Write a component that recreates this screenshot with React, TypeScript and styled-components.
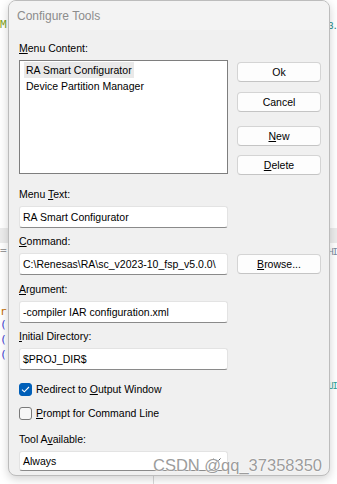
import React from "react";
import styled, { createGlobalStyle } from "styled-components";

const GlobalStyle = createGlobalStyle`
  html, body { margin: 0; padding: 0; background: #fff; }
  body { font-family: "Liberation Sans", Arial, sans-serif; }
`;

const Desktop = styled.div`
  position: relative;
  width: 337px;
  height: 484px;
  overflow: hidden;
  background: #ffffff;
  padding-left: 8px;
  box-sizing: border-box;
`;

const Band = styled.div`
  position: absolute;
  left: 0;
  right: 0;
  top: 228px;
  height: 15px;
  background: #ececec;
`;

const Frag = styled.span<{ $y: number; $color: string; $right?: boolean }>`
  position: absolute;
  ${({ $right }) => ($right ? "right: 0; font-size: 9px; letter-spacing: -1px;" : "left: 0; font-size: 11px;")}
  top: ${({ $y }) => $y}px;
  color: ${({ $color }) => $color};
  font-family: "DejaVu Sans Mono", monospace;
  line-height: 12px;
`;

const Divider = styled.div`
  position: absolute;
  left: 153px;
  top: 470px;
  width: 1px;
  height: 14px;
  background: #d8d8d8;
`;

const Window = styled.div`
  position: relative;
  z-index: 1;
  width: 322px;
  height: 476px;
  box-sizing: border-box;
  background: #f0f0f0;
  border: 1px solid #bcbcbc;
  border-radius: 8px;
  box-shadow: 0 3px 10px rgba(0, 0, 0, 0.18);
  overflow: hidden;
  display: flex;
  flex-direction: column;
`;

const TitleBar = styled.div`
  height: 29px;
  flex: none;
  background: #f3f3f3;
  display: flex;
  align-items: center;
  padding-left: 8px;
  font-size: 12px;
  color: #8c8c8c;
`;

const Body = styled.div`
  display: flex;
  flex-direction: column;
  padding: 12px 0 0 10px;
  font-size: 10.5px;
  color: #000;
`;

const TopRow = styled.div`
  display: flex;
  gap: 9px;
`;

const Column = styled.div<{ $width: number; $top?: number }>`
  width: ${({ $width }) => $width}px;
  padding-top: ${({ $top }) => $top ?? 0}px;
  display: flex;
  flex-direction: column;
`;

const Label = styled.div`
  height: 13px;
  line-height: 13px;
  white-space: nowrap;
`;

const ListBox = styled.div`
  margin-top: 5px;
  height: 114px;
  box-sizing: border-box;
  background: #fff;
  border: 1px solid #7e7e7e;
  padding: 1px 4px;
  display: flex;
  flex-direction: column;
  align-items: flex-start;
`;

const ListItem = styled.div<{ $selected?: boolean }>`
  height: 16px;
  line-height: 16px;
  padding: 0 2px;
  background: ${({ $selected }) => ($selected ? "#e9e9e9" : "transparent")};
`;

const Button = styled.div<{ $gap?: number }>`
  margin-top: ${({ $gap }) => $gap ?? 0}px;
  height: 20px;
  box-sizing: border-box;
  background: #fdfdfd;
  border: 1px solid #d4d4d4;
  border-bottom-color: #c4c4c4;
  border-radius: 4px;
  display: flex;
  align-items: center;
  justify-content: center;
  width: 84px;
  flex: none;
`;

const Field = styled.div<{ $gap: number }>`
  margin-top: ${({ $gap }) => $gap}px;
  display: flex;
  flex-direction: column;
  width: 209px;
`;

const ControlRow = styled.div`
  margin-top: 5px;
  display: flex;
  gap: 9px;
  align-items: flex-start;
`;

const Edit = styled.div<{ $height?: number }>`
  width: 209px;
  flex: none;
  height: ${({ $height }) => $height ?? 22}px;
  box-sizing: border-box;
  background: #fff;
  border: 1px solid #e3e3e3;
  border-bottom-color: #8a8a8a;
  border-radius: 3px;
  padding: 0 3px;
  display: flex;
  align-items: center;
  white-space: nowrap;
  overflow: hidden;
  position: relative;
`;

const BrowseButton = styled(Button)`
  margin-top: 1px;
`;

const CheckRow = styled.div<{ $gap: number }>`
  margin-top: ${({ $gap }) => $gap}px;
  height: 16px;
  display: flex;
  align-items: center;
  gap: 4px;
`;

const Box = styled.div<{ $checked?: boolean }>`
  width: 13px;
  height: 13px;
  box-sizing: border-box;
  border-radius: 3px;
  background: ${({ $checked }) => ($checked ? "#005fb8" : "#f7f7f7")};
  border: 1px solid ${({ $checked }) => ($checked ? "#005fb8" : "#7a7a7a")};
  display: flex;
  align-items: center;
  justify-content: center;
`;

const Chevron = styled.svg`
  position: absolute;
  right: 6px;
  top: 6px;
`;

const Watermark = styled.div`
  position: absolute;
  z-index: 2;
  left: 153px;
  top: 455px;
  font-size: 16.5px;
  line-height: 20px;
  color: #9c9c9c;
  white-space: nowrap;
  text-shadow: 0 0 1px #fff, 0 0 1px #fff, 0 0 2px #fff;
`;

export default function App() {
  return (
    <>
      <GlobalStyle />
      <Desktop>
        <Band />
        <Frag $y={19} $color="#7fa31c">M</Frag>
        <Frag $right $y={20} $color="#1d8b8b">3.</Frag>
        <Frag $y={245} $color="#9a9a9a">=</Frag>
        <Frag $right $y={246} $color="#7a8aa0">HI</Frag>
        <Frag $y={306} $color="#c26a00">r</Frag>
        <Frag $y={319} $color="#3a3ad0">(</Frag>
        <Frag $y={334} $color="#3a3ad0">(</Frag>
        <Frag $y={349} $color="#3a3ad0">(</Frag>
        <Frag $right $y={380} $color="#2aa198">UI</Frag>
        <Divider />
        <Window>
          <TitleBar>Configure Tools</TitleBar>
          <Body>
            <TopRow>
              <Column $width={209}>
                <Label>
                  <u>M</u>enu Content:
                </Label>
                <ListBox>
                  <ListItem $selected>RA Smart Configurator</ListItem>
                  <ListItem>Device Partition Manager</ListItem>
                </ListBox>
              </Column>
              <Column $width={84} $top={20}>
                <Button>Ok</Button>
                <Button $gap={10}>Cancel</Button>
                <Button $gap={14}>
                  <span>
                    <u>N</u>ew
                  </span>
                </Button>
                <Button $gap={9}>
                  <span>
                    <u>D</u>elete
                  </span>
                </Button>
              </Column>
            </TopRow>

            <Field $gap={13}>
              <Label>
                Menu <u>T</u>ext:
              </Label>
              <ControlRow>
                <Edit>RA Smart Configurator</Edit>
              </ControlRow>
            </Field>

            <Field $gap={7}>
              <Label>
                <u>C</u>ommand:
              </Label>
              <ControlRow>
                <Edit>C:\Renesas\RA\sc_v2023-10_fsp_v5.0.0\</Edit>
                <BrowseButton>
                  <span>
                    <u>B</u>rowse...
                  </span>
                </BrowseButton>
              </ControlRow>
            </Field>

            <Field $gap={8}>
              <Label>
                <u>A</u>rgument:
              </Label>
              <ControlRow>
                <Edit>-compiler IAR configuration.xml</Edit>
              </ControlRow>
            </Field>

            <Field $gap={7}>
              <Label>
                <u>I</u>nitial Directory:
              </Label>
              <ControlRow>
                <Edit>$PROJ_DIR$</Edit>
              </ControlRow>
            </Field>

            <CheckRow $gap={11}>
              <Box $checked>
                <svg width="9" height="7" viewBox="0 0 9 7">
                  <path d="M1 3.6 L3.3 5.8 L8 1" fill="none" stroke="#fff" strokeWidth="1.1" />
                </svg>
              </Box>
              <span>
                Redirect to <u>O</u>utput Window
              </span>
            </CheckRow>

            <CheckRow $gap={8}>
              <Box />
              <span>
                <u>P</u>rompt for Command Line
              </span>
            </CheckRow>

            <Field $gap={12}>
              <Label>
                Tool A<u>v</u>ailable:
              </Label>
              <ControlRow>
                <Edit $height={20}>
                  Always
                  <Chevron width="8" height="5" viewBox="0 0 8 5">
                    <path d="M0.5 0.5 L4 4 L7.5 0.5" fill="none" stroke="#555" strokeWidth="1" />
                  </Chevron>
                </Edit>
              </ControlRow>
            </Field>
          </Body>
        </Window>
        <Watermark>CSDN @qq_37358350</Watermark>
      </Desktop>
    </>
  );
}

━━━━━━

**Brief**
Copy all lines from the material that hold "components".

**The result**
Write a component that recreates this screenshot with React, TypeScript and styled-components.
import styled, { createGlobalStyle } from "styled-components";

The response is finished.